Monday, April 6, 2009

Latest announcements

Conforming Limits

We just got word conforming jumbo loan limit has been raised to $729,950 in 250 counties.

Locally, in Maryland the following counties will allow up to $729,950,
Charles, Frederick, Calvert, Montgomery and Prince Georges.

In Virginia, Alexandria city, Arlington county, Clarke county, Fairfax county and city, falls Church city, Fredericksburg City, Fauquier, Loudon, Prince Williams, Spotsylvania, Stafford, Warren counties, Manassas City and Manassas Park City.
Other local counties also have their loan limits raised. Call me if you want to know the new limit.

May 1st is the day these loans limits will take effect, you should apply now to get ready for loan approval in May.

Refi Plus Program

Starting on April 6th (today) we will be able to offer up to 105% financing on existing Fannie Mae loans, this will allow borrowers underwater to take advantage of the current lower rates. Contact me to find out if your loan is an existing Fannie Mae loan if you are interested in applying.

Eligibility

As of right now, to be eligible for this program your loan must currently be Fannie Mae loan. You can look up whether you have a Fannie Mae loan with Fannie Mae in a matter of 5 seconds by going to: http://loanlookup.fanniemae.com/loanlookup/ . Enter your address and it will tell you if Fannie Mae owns your loan.

This program is aimed at people who are current on their mortgage payments (no 60 day lates in the last 12 months), but cannot take advantage of the low rates because their current Loan to Value is too high to refinance, or based upon the new LTV the hit on Mortgage Insurance makes it unsensible to refinance.

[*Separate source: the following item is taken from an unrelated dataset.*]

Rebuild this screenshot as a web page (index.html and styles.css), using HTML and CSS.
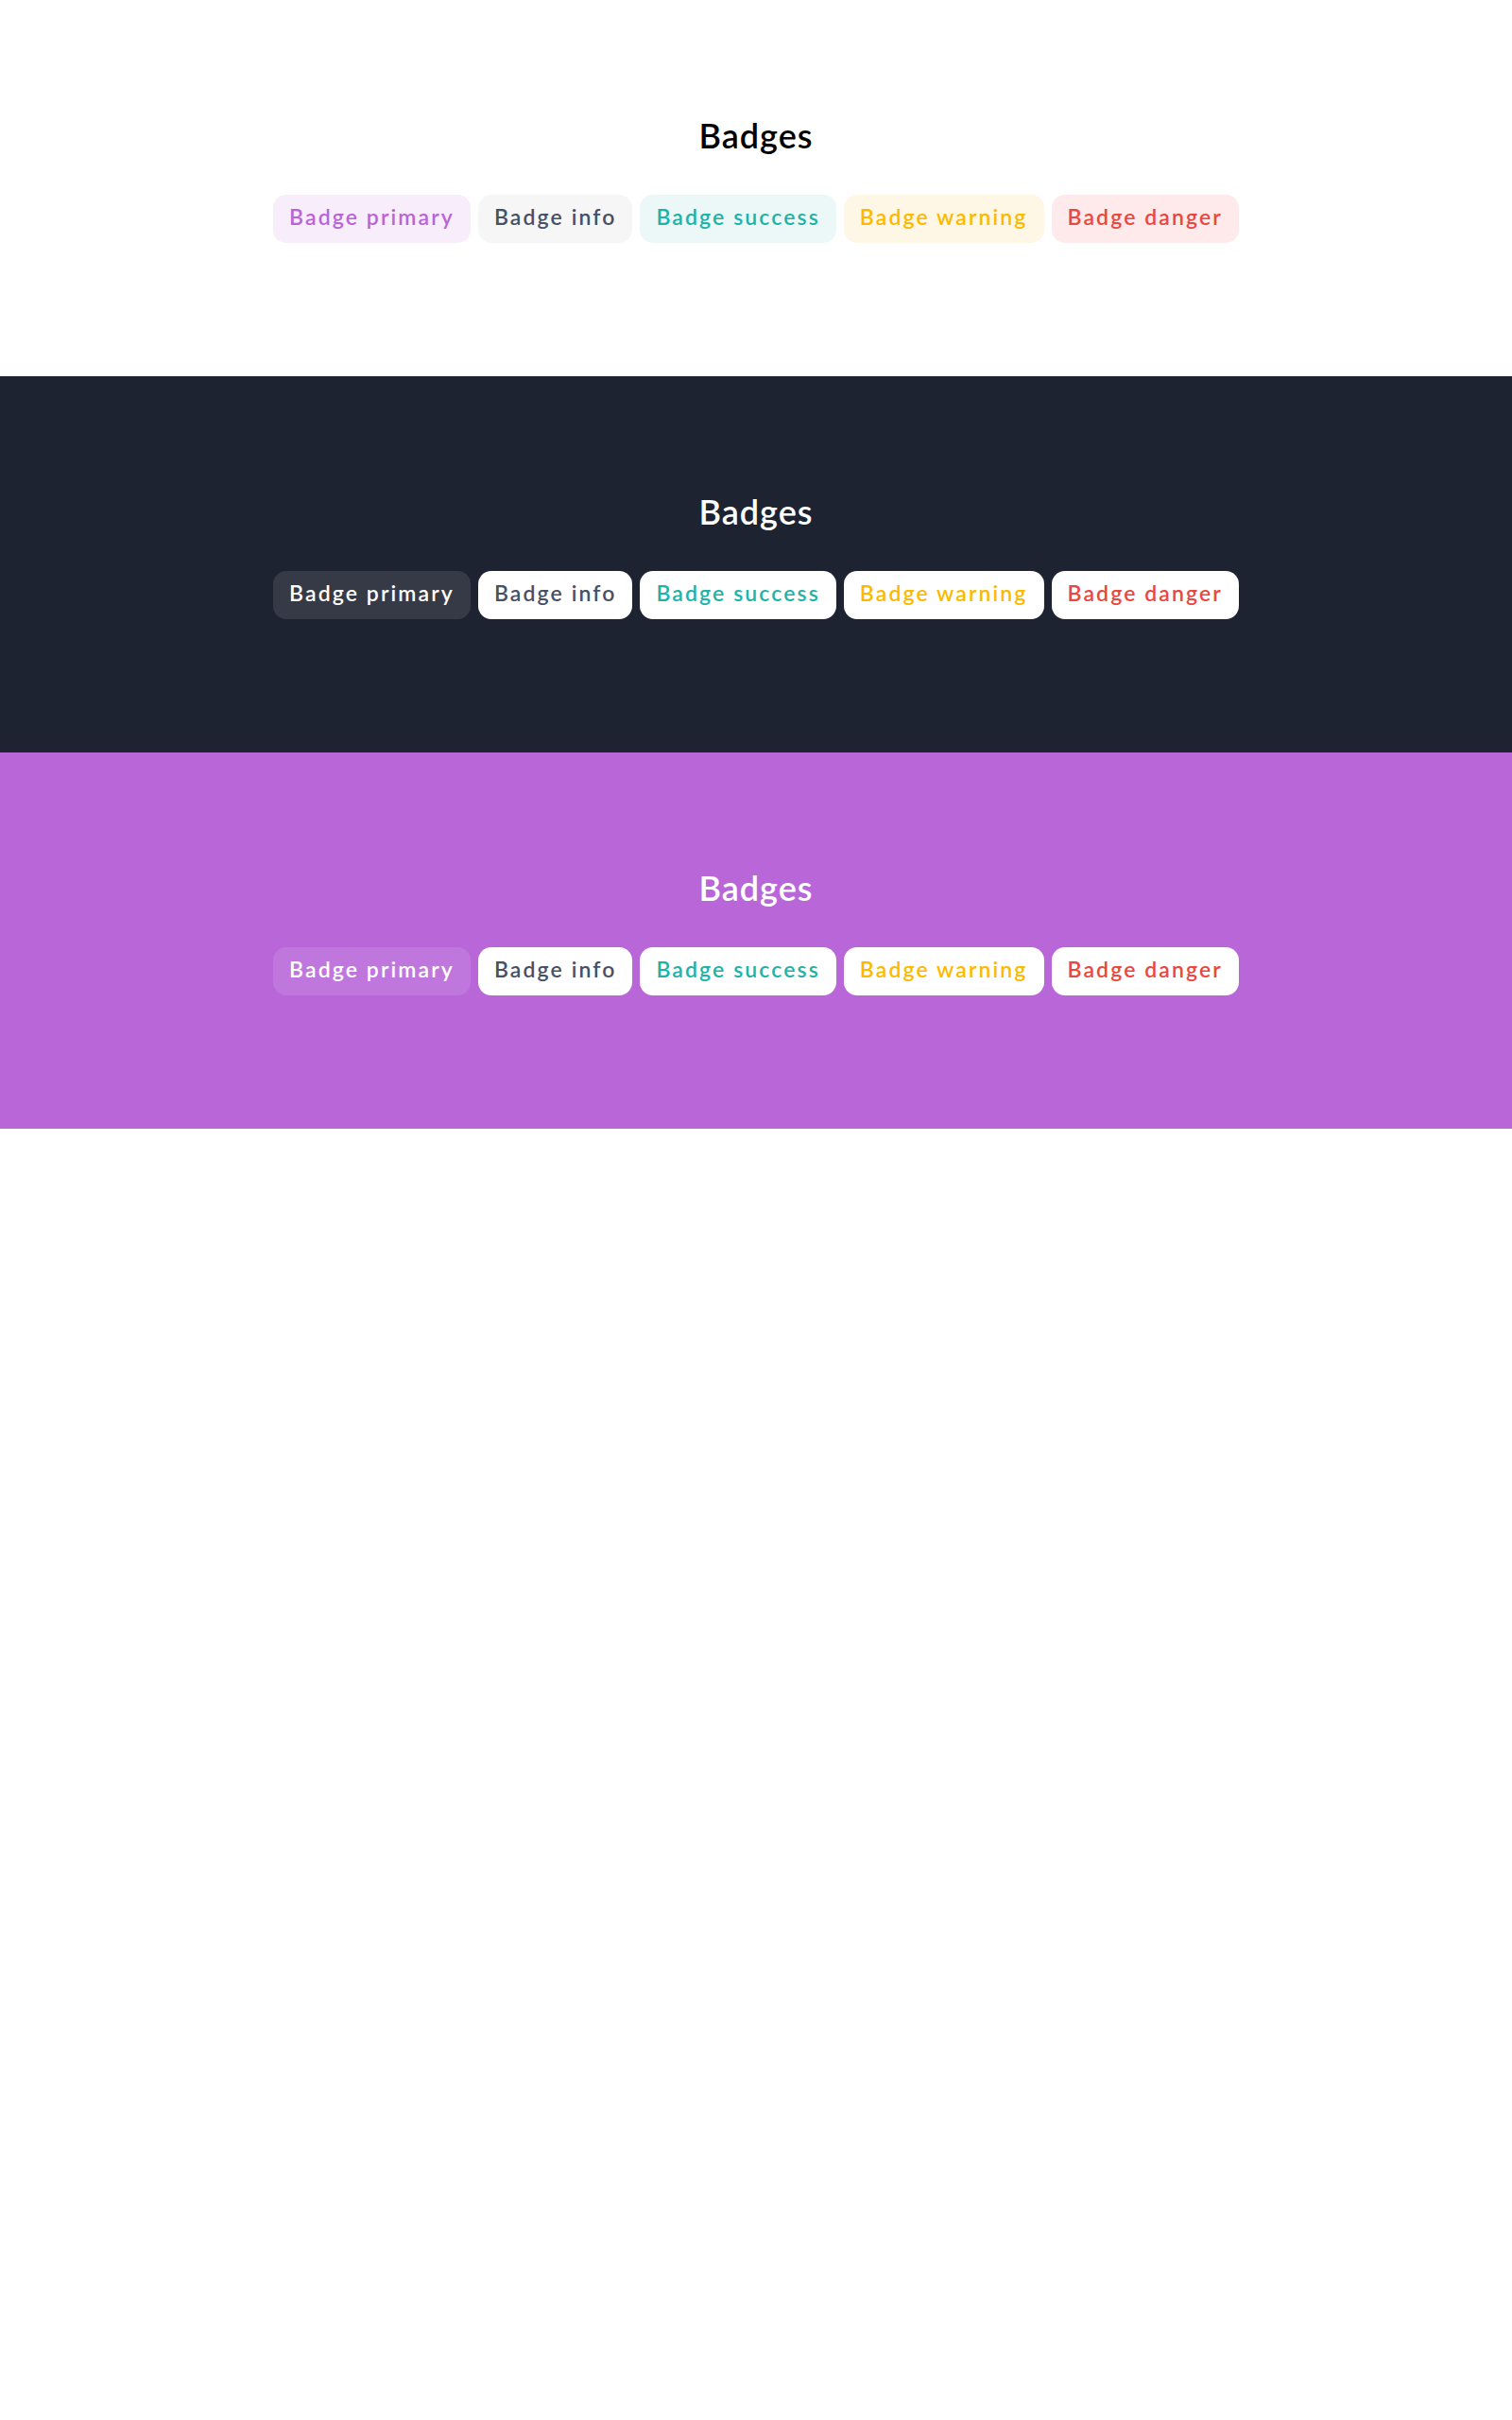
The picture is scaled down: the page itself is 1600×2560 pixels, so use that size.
FILE: index.html
```html
<!DOCTYPE html>
<html lang="en">
<head>
<meta charset="utf-8">
<title>Badges</title>
<link rel="stylesheet" href="styles.css">
</head>
<body>
  <section class="band band-light">
    <div class="container">
      <h2 class="title">Badges</h2>
      <div class="badges">
        <span class="badge badge-primary">Badge primary</span>
        <span class="badge badge-info">Badge info</span>
        <span class="badge badge-success">Badge success</span>
        <span class="badge badge-warning">Badge warning</span>
        <span class="badge badge-danger">Badge danger</span>
      </div>
    </div>
  </section>
  <section class="band band-dark">
    <div class="container">
      <h2 class="title">Badges</h2>
      <div class="badges">
        <span class="badge badge-primary">Badge primary</span>
        <span class="badge badge-info">Badge info</span>
        <span class="badge badge-success">Badge success</span>
        <span class="badge badge-warning">Badge warning</span>
        <span class="badge badge-danger">Badge danger</span>
      </div>
    </div>
  </section>
  <section class="band band-purple">
    <div class="container">
      <h2 class="title">Badges</h2>
      <div class="badges">
        <span class="badge badge-primary">Badge primary</span>
        <span class="badge badge-info">Badge info</span>
        <span class="badge badge-success">Badge success</span>
        <span class="badge badge-warning">Badge warning</span>
        <span class="badge badge-danger">Badge danger</span>
      </div>
    </div>
  </section>
</body>
</html>
```

FILE: styles.css
```css
* { box-sizing: border-box; }
html, body { margin: 0; padding: 0; background: #ffffff; }
body { font-family: Lato, "Noto Sans", "DejaVu Sans", sans-serif; }

.band {
  height: 398px;
  padding-top: 122px;
}
.band-light { background: #ffffff; color: #000000; }
.band-dark { background: #1e2332; color: #ffffff; }
.band-purple { background: #b967d8; color: #ffffff; }

.container {
  width: 1024px;
  margin: 0 auto;
}

.title {
  margin: 0;
  text-align: center;
  font-size: 36px;
  line-height: 1.2;
  font-weight: 600;
  letter-spacing: 1px;
}

.badges {
  display: flex;
  justify-content: center;
  gap: 8px;
  margin-top: 41px;
}

.badge {
  display: inline-block;
  font-size: 23px;
  line-height: 1.2;
  font-weight: 600;
  letter-spacing: 2.1px;
  padding: 10px 17px 13px;
  border-radius: 14px;
  white-space: nowrap;
}

.band-light .badge-primary { background: #f7edfb; color: #b965d8; }
.band-light .badge-info { background: #f6f6f7; color: #475166; }
.band-light .badge-success { background: #ebf8f7; color: #1db3a8; }
.band-light .badge-warning { background: #fff7e6; color: #fdb900; }
.band-light .badge-danger { background: #feeaea; color: #e8483f; }

.band-dark .badge,
.band-purple .badge { background: #ffffff; }
.band-dark .badge-primary { background: #363a47; color: #ffffff; }
.band-purple .badge-primary { background: #c077dd; color: #ffffff; }
.band-dark .badge-info, .band-purple .badge-info { color: #475166; }
.band-dark .badge-success, .band-purple .badge-success { color: #1db3a8; }
.band-dark .badge-warning, .band-purple .badge-warning { color: #fdb900; }
.band-dark .badge-danger, .band-purple .badge-danger { color: #e8483f; }
```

Your loan amount must also must meet conforming limits (each county has a conforming limit assigned by Fannie Mae).

Valuation

The main advantage of this program is that you can finance up to 105% of your current market value at near market rates (we'll have to wait and see how closely to the market lenders can offer for this program). From all preliminary accounts, your value will be determined by census track data. Obviously, there are no cash-out transactions allowed on any refinancing.

Mortgage Insurance (Starting May 4th)

If you did not pay MI on your current transaction, or you had it waived after reaching below 80% LTV and you use this program you will NOT need to pay MI, even if your new LTV is above 80%.

However, if you currently are paying MI you will still need to pay MI. Many MI companies (if not all) are offering modification programs, so more than likely your rate and coverage will remain the same, but is based on the new loan amount.

2nd trusts & HELOC's

Under the new guidelines, you cannot set up 2 trusts at the time of closing. This means, you cannot set up an "80-10-10" in order to avoid paying mortgage insurance (this really shouldn't be an issue since there are very few lenders who even offer this anymore). If you currently have a 2nd trust or HELOC, you must subordinate them.